Without the images, write out the whole listing exactly.

AVAILABLE DATA —
"""

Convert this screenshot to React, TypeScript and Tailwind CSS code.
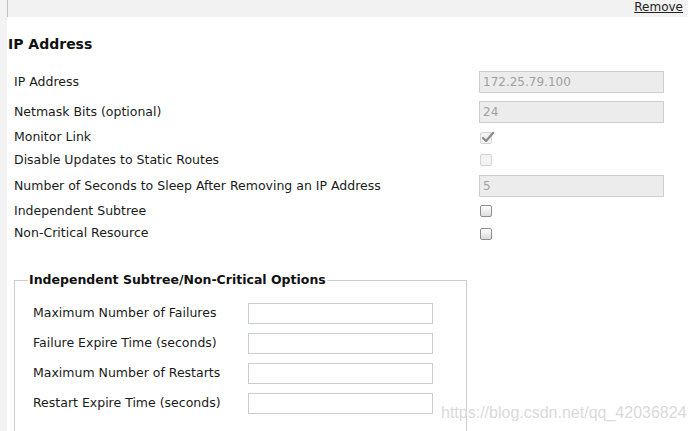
import React from "react";

const font = { fontFamily: '"DejaVu Sans", "Liberation Sans", sans-serif' };

function DisabledInput({ value }: { value: string }) {
  return (
    <div className="w-[185px] h-[22px] bg-[#ececec] border border-[#cdcdcd] flex items-center pl-[3px] text-[12px] text-[#a0a0a0]">
      {value}
    </div>
  );
}

function DisabledCheckbox({ checked }: { checked?: boolean }) {
  return (
    <div className="relative w-[12px] h-[12px] ml-[1px] rounded-[2px] border border-[#d4d4d4] bg-[#f3f3f3]">
      {checked && (
        <svg className="absolute left-[0px] top-[-3px]" width="14" height="14" viewBox="0 0 14 14">
          <path d="M2 8 L5 11 L12 3" fill="none" stroke="#8c8c8c" strokeWidth="2.4" strokeLinecap="round" strokeLinejoin="round" />
        </svg>
      )}
    </div>
  );
}

function Checkbox() {
  return (
    <div className="w-[12px] h-[12px] ml-[1px] rounded-[2px] border border-[#8e8e8e] bg-gradient-to-b from-[#ffffff] to-[#dcdcdc]" />
  );
}

function Row({ label, h, children }: { label: string; h: string; children: React.ReactNode }) {
  return (
    <div className={`flex items-center shrink-0 ${h}`}>
      <div className="w-[465px] text-[12.5px] text-[#1a1a1a]">{label}</div>
      {children}
    </div>
  );
}

function FieldRow({ label }: { label: string }) {
  return (
    <div className="flex items-center h-[30px] pl-[5px]">
      <div className="w-[215px] text-[12.5px] text-[#1a1a1a]">{label}</div>
      <div className="w-[185px] h-[21px] bg-white border border-[#c9cdd1]" />
    </div>
  );
}

export default function App() {
  return (
    <div className="relative w-[693px] h-[431px] overflow-hidden bg-white flex" style={font}>
      <div className="w-[7px] h-full bg-[#f3f3f3] shrink-0" />
      <div className="flex-1 block">
        <div className="h-[17px] mr-[5px] bg-[#f2f2f2] border-l border-[#c4c4c4] flex justify-end items-start pr-[5px]">
          <span className="text-[12px] leading-[14px] underline text-[#222]">Remove</span>
        </div>
        <h2 className="mt-[19px] pl-[1px] text-[14px] leading-[17px] font-bold text-[#111]">IP Address</h2>
        <div className="mt-[14px] pl-[7px] flex flex-col">
          <Row label="IP Address" h="h-[30px]">
            <DisabledInput value="172.25.79.100" />
          </Row>
          <Row label="Netmask Bits (optional)" h="h-[30px]">
            <DisabledInput value="24" />
          </Row>
          <Row label="Monitor Link" h="h-[21px]">
            <DisabledCheckbox checked />
          </Row>
          <Row label="Disable Updates to Static Routes" h="h-[24px]">
            <DisabledCheckbox />
          </Row>
          <Row label="Number of Seconds to Sleep After Removing an IP Address" h="h-[28px]">
            <DisabledInput value="5" />
          </Row>
          <Row label="Independent Subtree" h="h-[22px]">
            <Checkbox />
          </Row>
          <Row label="Non-Critical Resource" h="h-[23px]">
            <Checkbox />
          </Row>
        </div>
        <fieldset className="mt-[28px] ml-[7px] w-[453px] h-[200px] border border-[#c9cdd1] pl-[13px]">
          <legend className="px-[1px] text-[12.5px] leading-[14px] font-bold text-[#111]">
            Independent Subtree/Non-Critical Options
          </legend>
          <div className="pt-[11px] flex flex-col">
            <FieldRow label="Maximum Number of Failures" />
            <FieldRow label="Failure Expire Time (seconds)" />
            <FieldRow label="Maximum Number of Restarts" />
            <FieldRow label="Restart Expire Time (seconds)" />
          </div>
        </fieldset>
      </div>
      <div
        className="absolute left-[441px] top-[404px] text-[16px] leading-[18px] text-[#dadada]"
        style={{ fontFamily: '"Liberation Sans", Arial, sans-serif' }}
      >
        https://blog.csdn.net/qq_42036824
      </div>
    </div>
  );
}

"""

TASK RESPONSE —
Convert this screenshot to React, TypeScript and Tailwind CSS code.
import React from "react";

const font = { fontFamily: '"DejaVu Sans", "Liberation Sans", sans-serif' };

function DisabledInput({ value }: { value: string }) {
  return (
    <div className="w-[185px] h-[22px] bg-[#ececec] border border-[#cdcdcd] flex items-center pl-[3px] text-[12px] text-[#a0a0a0]">
      {value}
    </div>
  );
}

function DisabledCheckbox({ checked }: { checked?: boolean }) {
  return (
    <div className="relative w-[12px] h-[12px] ml-[1px] rounded-[2px] border border-[#d4d4d4] bg-[#f3f3f3]">
      {checked && (
        <svg className="absolute left-[0px] top-[-3px]" width="14" height="14" viewBox="0 0 14 14">
          <path d="M2 8 L5 11 L12 3" fill="none" stroke="#8c8c8c" strokeWidth="2.4" strokeLinecap="round" strokeLinejoin="round" />
        </svg>
      )}
    </div>
  );
}

function Checkbox() {
  return (
    <div className="w-[12px] h-[12px] ml-[1px] rounded-[2px] border border-[#8e8e8e] bg-gradient-to-b from-[#ffffff] to-[#dcdcdc]" />
  );
}

function Row({ label, h, children }: { label: string; h: string; children: React.ReactNode }) {
  return (
    <div className={`flex items-center shrink-0 ${h}`}>
      <div className="w-[465px] text-[12.5px] text-[#1a1a1a]">{label}</div>
      {children}
    </div>
  );
}

function FieldRow({ label }: { label: string }) {
  return (
    <div className="flex items-center h-[30px] pl-[5px]">
      <div className="w-[215px] text-[12.5px] text-[#1a1a1a]">{label}</div>
      <div className="w-[185px] h-[21px] bg-white border border-[#c9cdd1]" />
    </div>
  );
}

export default function App() {
  return (
    <div className="relative w-[693px] h-[431px] overflow-hidden bg-white flex" style={font}>
      <div className="w-[7px] h-full bg-[#f3f3f3] shrink-0" />
      <div className="flex-1 block">
        <div className="h-[17px] mr-[5px] bg-[#f2f2f2] border-l border-[#c4c4c4] flex justify-end items-start pr-[5px]">
          <span className="text-[12px] leading-[14px] underline text-[#222]">Remove</span>
        </div>
        <h2 className="mt-[19px] pl-[1px] text-[14px] leading-[17px] font-bold text-[#111]">IP Address</h2>
        <div className="mt-[14px] pl-[7px] flex flex-col">
          <Row label="IP Address" h="h-[30px]">
            <DisabledInput value="172.25.79.100" />
          </Row>
          <Row label="Netmask Bits (optional)" h="h-[30px]">
            <DisabledInput value="24" />
          </Row>
          <Row label="Monitor Link" h="h-[21px]">
            <DisabledCheckbox checked />
          </Row>
          <Row label="Disable Updates to Static Routes" h="h-[24px]">
            <DisabledCheckbox />
          </Row>
          <Row label="Number of Seconds to Sleep After Removing an IP Address" h="h-[28px]">
            <DisabledInput value="5" />
          </Row>
          <Row label="Independent Subtree" h="h-[22px]">
            <Checkbox />
          </Row>
          <Row label="Non-Critical Resource" h="h-[23px]">
            <Checkbox />
          </Row>
        </div>
        <fieldset className="mt-[28px] ml-[7px] w-[453px] h-[200px] border border-[#c9cdd1] pl-[13px]">
          <legend className="px-[1px] text-[12.5px] leading-[14px] font-bold text-[#111]">
            Independent Subtree/Non-Critical Options
          </legend>
          <div className="pt-[11px] flex flex-col">
            <FieldRow label="Maximum Number of Failures" />
            <FieldRow label="Failure Expire Time (seconds)" />
            <FieldRow label="Maximum Number of Restarts" />
            <FieldRow label="Restart Expire Time (seconds)" />
          </div>
        </fieldset>
      </div>
      <div
        className="absolute left-[441px] top-[404px] text-[16px] leading-[18px] text-[#dadada]"
        style={{ fontFamily: '"Liberation Sans", Arial, sans-serif' }}
      >
        https://blog.csdn.net/qq_42036824
      </div>
    </div>
  );
}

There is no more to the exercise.